I must admit that there seemed to be an uncanny connection between my musings about aestivation last week and the Prime Minister’s blanket e-mail exhorting us to relax and enjoy the summer while assuring us that we are indeed in safe hands etc.

Maybe we should dispense with politics altogether?- Kenneth Zammit Tabona

I am sure you will agree that this legislature has turned out to be unusual to say the least; a harnessing of very professional administration to a team of horses that had minds of their own and which insisted on pulling in different directions. What we all suspected after the 2008 election was freely admitted when, in this last month, the proverbial merde really hit the fan regarding Mistragate and its consequences and high-powered Nationalist Party officials made public what really happened in those confusing and fraught pre-election days, perversely vindicating Alfred Sant in the process.

This is the sort of behaviour that, in days and weeks to come, far from inducing relaxation, as exhorted by the Prime Minister, will further exacerbate the confusing situation faced by the floating voters. Please do keep in mind that I mean no disrespect to the floating voters; quite the opposite, in fact.

In my humble opinion, a floater in the true sense is a voter who uses his head and votes for a party that he honestly believes is in the country’s best interests. A voter who is not blinded by party brain(hog)wash and one who is repelled by the way a great many of us think that political adherence is rather like a fanatical backing a football team with all the foolishness and illogicality that goes with it.

Perhaps the earliest indicator that GonziPN was going to come to a sticky end was the amount of time it took in 2008 to form a Cabinet.

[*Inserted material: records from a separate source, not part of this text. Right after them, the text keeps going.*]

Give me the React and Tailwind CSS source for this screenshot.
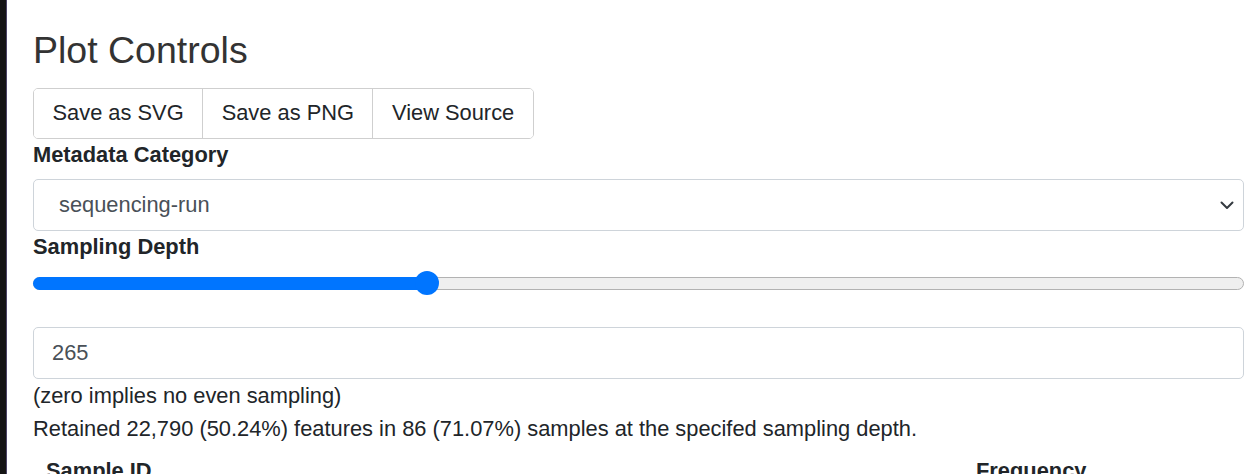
import React, { useState } from "react";

const BUTTONS = ["Save as SVG", "Save as PNG", "View Source"];

const Chevron = () => (
  <svg width="14" height="9" viewBox="0 0 14 9" fill="none">
    <path d="M1.5 1.5L7 7l5.5-5.5" stroke="#343a40" strokeWidth="2" strokeLinecap="round" strokeLinejoin="round" />
  </svg>
);

const DepthSlider = ({ value, max }) => {
  const pct = (value / max) * 100;
  return (
    <div className="relative h-[24px] flex items-center">
      <div className="w-full h-[13px] rounded-full bg-[#efefef] border border-[#b2b2b2]" />
      <div
        className="absolute left-0 h-[13px] rounded-full bg-[#0075ff]"
        style={{ width: `${pct}%` }}
      />
      <div
        className="absolute top-0 w-[24px] h-[24px] -ml-[12px] rounded-full bg-[#0075ff]"
        style={{ left: `${pct}%` }}
      />
    </div>
  );
};

export default function App() {
  const [depth] = useState(265);

  return (
    <div
      className="flex h-[474px] overflow-hidden bg-white text-[#212529] text-[21.85px] leading-[32.5px]"
      style={{ fontFamily: '"Liberation Sans", Arial, sans-serif' }}
    >
      {/* dark edge of the neighbouring pane */}
      <div className="w-[7px] shrink-0 bg-[#141414] border-r border-[#4b4466]" />

      <div className="flex-1 pl-[26px] pr-[14px]">
        <h2 className="pt-[28px] mb-[15px] text-[37.5px] leading-[45px] font-normal text-[#333]">
          Plot Controls
        </h2>

        <div className="inline-flex h-[51px] border border-[#cfcfcf] rounded-[5px] overflow-hidden">
          {BUTTONS.map((label, i) => (
            <button
              key={label}
              className={
                "px-[18.5px] bg-white text-[#212529] " +
                (i > 0 ? "border-l border-[#cfcfcf]" : "")
              }
            >
              {label}
            </button>
          ))}
        </div>

        <label className="block font-bold mb-[7.5px]">Metadata Category</label>
        <div className="flex items-center justify-between h-[52px] pl-[25px] pr-[9px] border border-[#ced4da] rounded-[5px] text-[#495057]">
          <span>sequencing-run</span>
          <Chevron />
        </div>

        <label className="block font-bold mb-[7.5px]">Sampling Depth</label>
        <DepthSlider value={depth} max={815} />

        <div className="mt-[32px] h-[52px] flex items-center pl-[18px] border border-[#ced4da] rounded-[5px] text-[#495057]">
          {depth}
        </div>

        <div className="pt-[1px]">(zero implies no even sampling)</div>
        <div>
          Retained 22,790 (50.24%) features in 86 (71.07%) samples at the specifed sampling depth.
        </div>

        <div className="grid grid-cols-[930px_1fr] pt-[10px] font-bold">
          <div className="px-[13px]">Sample ID</div>
          <div className="px-[13px]">Frequency</div>
        </div>
      </div>
    </div>
  );
}
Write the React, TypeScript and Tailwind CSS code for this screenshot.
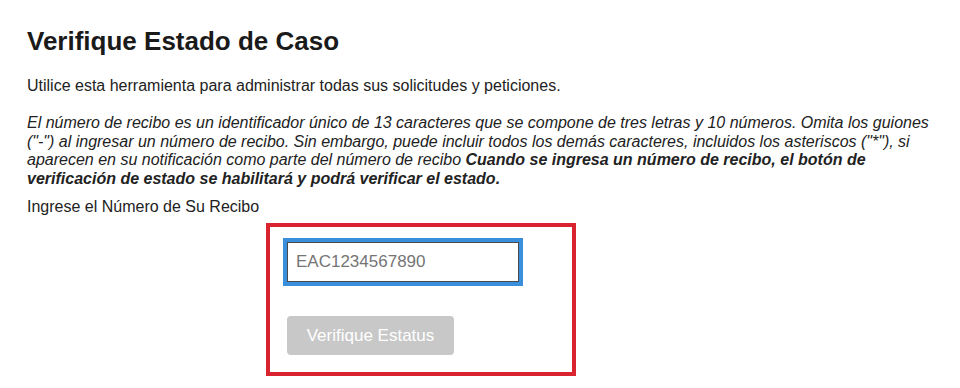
export default function App() {
  return (
    <div className="min-h-screen bg-white text-[#222] font-['Liberation_Sans',Arial,sans-serif]">
      <div className="pl-[27px] pr-[10px] pt-[26px]">
        <h1 className="text-[26px] leading-[30px] font-bold text-[#1a1a1a]">Verifique Estado de Caso</h1>

        <p className="mt-[21px] text-[16px] leading-[18px]">
          Utilice esta herramienta para administrar todas sus solicitudes y peticiones.
        </p>

        {/* receipt number help text, lines kept as in the original */}
        <p className="mt-[19px] text-[16px] leading-[18.5px] italic whitespace-nowrap">
          El número de recibo es un identificador único de 13 caracteres que se compone de tres letras y 10 números. Omita los guiones
          <br />
          ("-") al ingresar un número de recibo. Sin embargo, puede incluir todos los demás caracteres, incluidos los asteriscos ("*"), si
          <br />
          aparecen en su notificación como parte del número de recibo{" "}
          <strong>Cuando se ingresa un número de recibo, el botón de</strong>
          <br />
          <strong>verificación de estado se habilitará y podrá verificar el estado.</strong>
        </p>

        <p className="mt-[10px] text-[16px] leading-[18px]">Ingrese el Número de Su Recibo</p>
      </div>

      <div className="ml-[266px] mt-[7px] w-[310px] h-[153px] border-4 border-[#d9232f] pl-[13px] pt-[11px]">
        <div className="w-[240px] h-[48px] border-4 border-[#3a8fdc]">
          <input
            readOnly
            placeholder="EAC1234567890"
            className="w-full h-full border border-[#4a4a4a] px-[8px] text-[17px] text-[#555] placeholder:text-[#757575] outline-none"
          />
        </div>
        <button
          disabled
          className="mt-[30px] ml-[4px] w-[167px] h-[39px] rounded-[4px] bg-[#c8c8c8] text-white text-[17px]"
        >
          Verifique Estatus
        </button>
      </div>
    </div>
  )
}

Now that events have revealed themselves to us we can well understand the quandary that poor Lawrence Gonzi found himself in when faced with the very real problem of what to do with elected MPs who had either blotted their copybook or were plain untrustworthy.

We all know what happened; a rapidly deteriorating political party torn asunder from within hanging on to a government by the skin of its teeth and now subject to the whims of the very MP, who, with some help from his friends, has all but destroyed the party he professed, hand on heart, that he loved.

Yes; I have said it before and I will say it again: revenge is a dish best eaten cold. What I cannot understand is how the Prime Minister treats this humongous humiliation, not only of himself, but the government and the party too, with almost divine equanimity when, in fact, he should be seething inside.

Thank God, I am not a politico. The more I study this absurdly strange species the more I think that there must be something not quite human about them. What goes on within the hallowed walls of the House of Representatives seems to have little or no relation to what the reality of the situation dictates.

Extra-parliamentary business-like civil wars on our doorstep, EU financial collapse and other minor inconveniences seem to be successfully taken in our stride. It is the politics of the government and not its administrative ability that is in utter shambles, which brings me to conclude that what the party does politically is of no importance at all and that even a so-called coalition with a questionable MP like Jeffrey Pullicino Orlando can actually work much as, on paper, real PN diehards must hate the very idea. Maybe we should dispense with politics altogether?

On the other hand, we have elections within a year at most and are faced with an opposition which is as uncertain as we all are about the political efficaciousness of taking over a government that is capable of such splendiferous whitewashing campaigns and being faced with a catastrophic financial Black Hole of Calcutta, which would render any incoming government incapable of keeping any electoral promise it may have been foolish enough to make.

The outstanding proof of this is the reneging of the present legislature on the 365 electoral promises it made in 2008 which I, along with many others, deemed safe to believe as logic dictated that the PN, having been in government for 10 years, was more than familiar with the economic situation and was in an infallible position to make promises that it could pragmatically keep.

Logic dictated that these were neither pies in the sky nor castles in Spain! Time has proved us all wrong.

This brings us to ask the terrifying question as to whether we should believe our politicians anymore. The truth about Mistra was fully revealed almost five years after the PN pulled every string in its bow to limit the damage caused by its most promising MP who only days before was being toasted as the next Minister for the Environment and, yes, eventually the premiership itself!

Instead of disappearing into the wings, tail between his legs, Dr Pullicino Orlando has managed to create this extraordinary position and is now forcing his own agenda, IVF, same-sex marriage, cohabitation down the throat of a Prime Minister who has, over the last 20 years, clearly shown himself to be highly inimical to such issues. The problem is that, as we have all seen, those for and against divorce did not follow party loyalties and that the decision to take an official anti-divorce stand by the PN was one of the greatest political mistakes in its history.

So, as we aestivate by order of the Prime Minister, what are we to make of all this? God only knows. Keep calm. There is nothing we can do.